To set up this project, you'll need Python 3.6 or higher and the following Python libraries:
- pandas
- numpy
- transformers
- scipy
- tqdm
- scikit-learn
To install the dependencies, use the following command:
`bash:
pip install pandas numpy transformers scipy tqdm scikit-learn
To use this project, run the main.py script. It will prompt you to enter a review or text input and will return the predicted star rating based on the sentiment analysis results. Example:
`bash:
python main.py
`text:
Give a review you'd like to be predicted: The product quality is excellent but the delivery was delayed.
The predicted score is: 4
The sentiment model takes from Rob Mulla, using a pre-trained RoBERTa model from Hugging Face for sentiment analysis. Using transfer learning from twitter -> amazon reviews, this model outputs scores for negative, neutral, and positive sentiment.
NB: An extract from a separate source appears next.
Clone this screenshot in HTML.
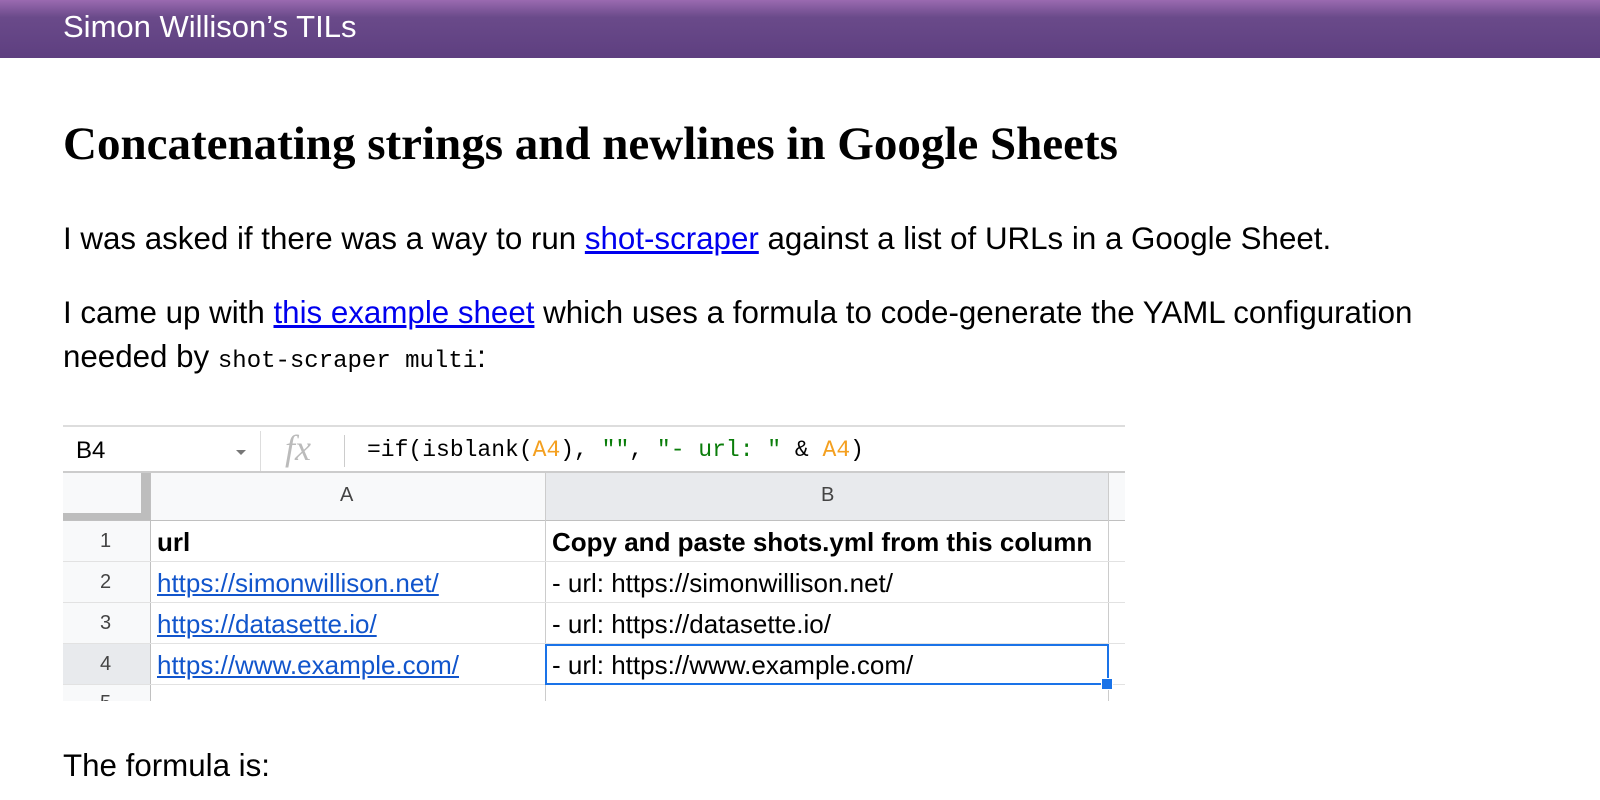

The classifier uses the Random Forest model trained to predict star ratings based on sentiment scores. Provided within is both the original model and the downsampled model. Fine tuning has been done to some degree, however this model still only scores at around a 70% accuracy. This level of accuracy is generally sufficient for applications where the distinction between star ratings (e.g., between 4-star and 5-star reviews) may not be critical. Further tuning or additional techniques might help improve accuracy in the future.
This project is licensed under the MIT License.